**** Excerpted records

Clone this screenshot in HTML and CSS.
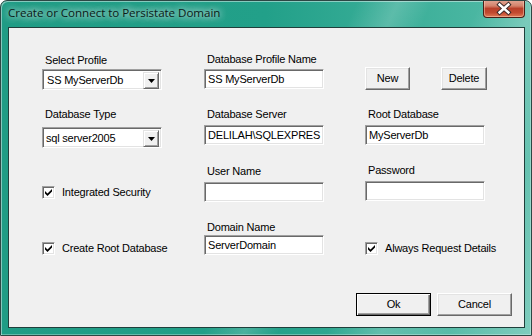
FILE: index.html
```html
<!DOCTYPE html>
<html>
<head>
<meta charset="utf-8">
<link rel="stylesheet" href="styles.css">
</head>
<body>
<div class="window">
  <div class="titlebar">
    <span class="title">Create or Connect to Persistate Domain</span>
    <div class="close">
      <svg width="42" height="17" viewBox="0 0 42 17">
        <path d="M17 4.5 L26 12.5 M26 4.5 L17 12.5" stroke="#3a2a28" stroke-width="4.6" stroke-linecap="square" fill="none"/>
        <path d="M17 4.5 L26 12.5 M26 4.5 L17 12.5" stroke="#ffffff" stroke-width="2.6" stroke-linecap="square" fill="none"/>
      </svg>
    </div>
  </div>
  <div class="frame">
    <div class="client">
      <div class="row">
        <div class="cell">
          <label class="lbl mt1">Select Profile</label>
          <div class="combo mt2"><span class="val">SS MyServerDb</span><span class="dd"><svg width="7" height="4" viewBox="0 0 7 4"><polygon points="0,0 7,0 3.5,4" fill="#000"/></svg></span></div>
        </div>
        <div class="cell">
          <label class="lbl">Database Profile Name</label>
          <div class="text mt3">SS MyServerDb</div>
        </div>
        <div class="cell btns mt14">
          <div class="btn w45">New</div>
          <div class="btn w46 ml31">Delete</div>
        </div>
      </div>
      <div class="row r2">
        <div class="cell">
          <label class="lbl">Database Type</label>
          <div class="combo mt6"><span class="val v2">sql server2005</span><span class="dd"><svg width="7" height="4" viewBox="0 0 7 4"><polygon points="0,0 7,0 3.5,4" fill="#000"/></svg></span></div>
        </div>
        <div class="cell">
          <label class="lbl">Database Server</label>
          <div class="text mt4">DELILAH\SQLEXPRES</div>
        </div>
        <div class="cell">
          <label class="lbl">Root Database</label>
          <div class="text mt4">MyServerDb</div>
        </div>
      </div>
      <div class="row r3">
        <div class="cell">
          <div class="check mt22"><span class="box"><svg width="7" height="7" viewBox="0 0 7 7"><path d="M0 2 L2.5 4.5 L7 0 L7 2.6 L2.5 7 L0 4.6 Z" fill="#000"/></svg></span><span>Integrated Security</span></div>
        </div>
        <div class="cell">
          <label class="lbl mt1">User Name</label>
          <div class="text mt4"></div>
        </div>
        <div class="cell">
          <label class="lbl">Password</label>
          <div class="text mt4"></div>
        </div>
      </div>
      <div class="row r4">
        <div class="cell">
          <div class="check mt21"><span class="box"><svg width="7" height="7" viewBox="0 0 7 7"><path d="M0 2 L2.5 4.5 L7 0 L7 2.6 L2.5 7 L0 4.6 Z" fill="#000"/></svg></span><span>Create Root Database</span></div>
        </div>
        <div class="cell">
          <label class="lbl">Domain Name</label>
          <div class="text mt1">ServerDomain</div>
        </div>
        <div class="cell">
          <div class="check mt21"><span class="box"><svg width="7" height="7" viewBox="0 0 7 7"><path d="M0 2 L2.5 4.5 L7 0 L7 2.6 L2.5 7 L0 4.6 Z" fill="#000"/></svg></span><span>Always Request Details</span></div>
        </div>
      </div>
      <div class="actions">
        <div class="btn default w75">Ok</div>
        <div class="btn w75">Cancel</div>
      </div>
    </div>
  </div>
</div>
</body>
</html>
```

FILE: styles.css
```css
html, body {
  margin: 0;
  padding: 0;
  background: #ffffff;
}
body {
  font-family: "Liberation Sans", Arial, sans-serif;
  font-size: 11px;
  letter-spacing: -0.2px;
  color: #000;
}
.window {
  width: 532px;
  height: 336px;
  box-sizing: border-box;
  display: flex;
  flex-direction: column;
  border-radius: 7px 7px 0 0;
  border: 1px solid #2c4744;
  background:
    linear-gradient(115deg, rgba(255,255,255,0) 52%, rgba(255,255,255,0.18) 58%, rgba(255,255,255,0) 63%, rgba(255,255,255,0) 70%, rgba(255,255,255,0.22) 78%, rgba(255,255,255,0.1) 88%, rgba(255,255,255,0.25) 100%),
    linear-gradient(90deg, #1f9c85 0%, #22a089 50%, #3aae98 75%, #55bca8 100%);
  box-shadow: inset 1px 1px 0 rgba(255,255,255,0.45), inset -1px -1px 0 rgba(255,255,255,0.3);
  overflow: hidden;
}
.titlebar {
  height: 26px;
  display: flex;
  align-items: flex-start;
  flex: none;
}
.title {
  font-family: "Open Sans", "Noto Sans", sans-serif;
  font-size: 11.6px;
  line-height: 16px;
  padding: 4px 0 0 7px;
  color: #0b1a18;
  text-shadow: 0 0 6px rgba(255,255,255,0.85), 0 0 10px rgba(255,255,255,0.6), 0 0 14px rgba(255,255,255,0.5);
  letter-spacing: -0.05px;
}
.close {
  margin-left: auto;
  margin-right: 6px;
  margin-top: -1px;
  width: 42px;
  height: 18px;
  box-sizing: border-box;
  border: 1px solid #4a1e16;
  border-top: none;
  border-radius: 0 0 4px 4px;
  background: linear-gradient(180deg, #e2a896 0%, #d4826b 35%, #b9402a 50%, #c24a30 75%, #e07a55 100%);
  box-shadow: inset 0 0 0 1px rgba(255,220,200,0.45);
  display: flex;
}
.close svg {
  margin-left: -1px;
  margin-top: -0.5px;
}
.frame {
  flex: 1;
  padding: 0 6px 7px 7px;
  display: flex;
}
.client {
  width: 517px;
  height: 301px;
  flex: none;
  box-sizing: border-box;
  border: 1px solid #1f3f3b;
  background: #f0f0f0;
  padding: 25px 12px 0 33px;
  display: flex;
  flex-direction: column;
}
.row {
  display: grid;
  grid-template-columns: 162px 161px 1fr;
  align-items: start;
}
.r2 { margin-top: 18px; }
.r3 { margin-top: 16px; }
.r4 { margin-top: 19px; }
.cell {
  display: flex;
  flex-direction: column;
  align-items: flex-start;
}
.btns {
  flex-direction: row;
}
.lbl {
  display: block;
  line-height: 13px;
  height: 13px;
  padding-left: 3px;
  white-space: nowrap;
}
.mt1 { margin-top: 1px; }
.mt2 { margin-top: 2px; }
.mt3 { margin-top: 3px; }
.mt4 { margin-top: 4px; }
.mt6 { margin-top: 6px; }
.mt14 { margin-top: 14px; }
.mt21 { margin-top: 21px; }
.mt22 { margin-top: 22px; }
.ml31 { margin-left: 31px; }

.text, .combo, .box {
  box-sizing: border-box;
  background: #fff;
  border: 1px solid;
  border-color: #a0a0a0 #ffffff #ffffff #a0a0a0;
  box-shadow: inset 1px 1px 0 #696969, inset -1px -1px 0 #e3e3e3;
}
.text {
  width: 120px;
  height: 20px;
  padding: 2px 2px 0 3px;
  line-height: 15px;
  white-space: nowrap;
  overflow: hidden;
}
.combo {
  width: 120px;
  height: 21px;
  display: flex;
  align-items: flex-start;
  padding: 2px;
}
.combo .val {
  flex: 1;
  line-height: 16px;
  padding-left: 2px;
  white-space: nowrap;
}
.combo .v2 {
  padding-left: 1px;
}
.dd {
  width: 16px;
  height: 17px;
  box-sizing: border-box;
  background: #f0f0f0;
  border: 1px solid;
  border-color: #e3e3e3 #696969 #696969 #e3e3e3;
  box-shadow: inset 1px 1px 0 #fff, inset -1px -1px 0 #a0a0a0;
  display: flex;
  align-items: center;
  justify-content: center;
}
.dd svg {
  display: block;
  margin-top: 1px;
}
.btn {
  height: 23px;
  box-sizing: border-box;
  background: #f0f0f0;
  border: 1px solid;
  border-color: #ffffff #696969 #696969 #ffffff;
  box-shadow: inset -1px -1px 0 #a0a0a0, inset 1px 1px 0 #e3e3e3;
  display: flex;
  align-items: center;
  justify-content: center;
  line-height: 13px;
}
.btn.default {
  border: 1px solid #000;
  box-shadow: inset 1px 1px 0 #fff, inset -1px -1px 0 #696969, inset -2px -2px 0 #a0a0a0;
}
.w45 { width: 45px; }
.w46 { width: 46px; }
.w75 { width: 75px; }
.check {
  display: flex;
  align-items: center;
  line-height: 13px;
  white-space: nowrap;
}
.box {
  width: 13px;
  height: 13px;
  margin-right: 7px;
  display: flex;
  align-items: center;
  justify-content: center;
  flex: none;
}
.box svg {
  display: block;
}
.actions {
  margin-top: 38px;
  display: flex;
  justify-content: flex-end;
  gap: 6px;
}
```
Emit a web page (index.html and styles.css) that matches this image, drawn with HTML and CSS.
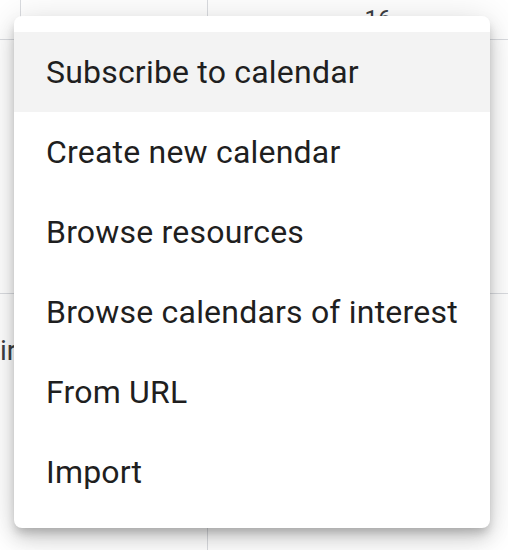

********

Task goal.
Copy every line from the records above that contains the word "styles".

Complete response.
<link rel="stylesheet" href="styles.css">
FILE: styles.css
Emit a web page (index.html and styles.css) that matches this image, drawn with HTML and CSS.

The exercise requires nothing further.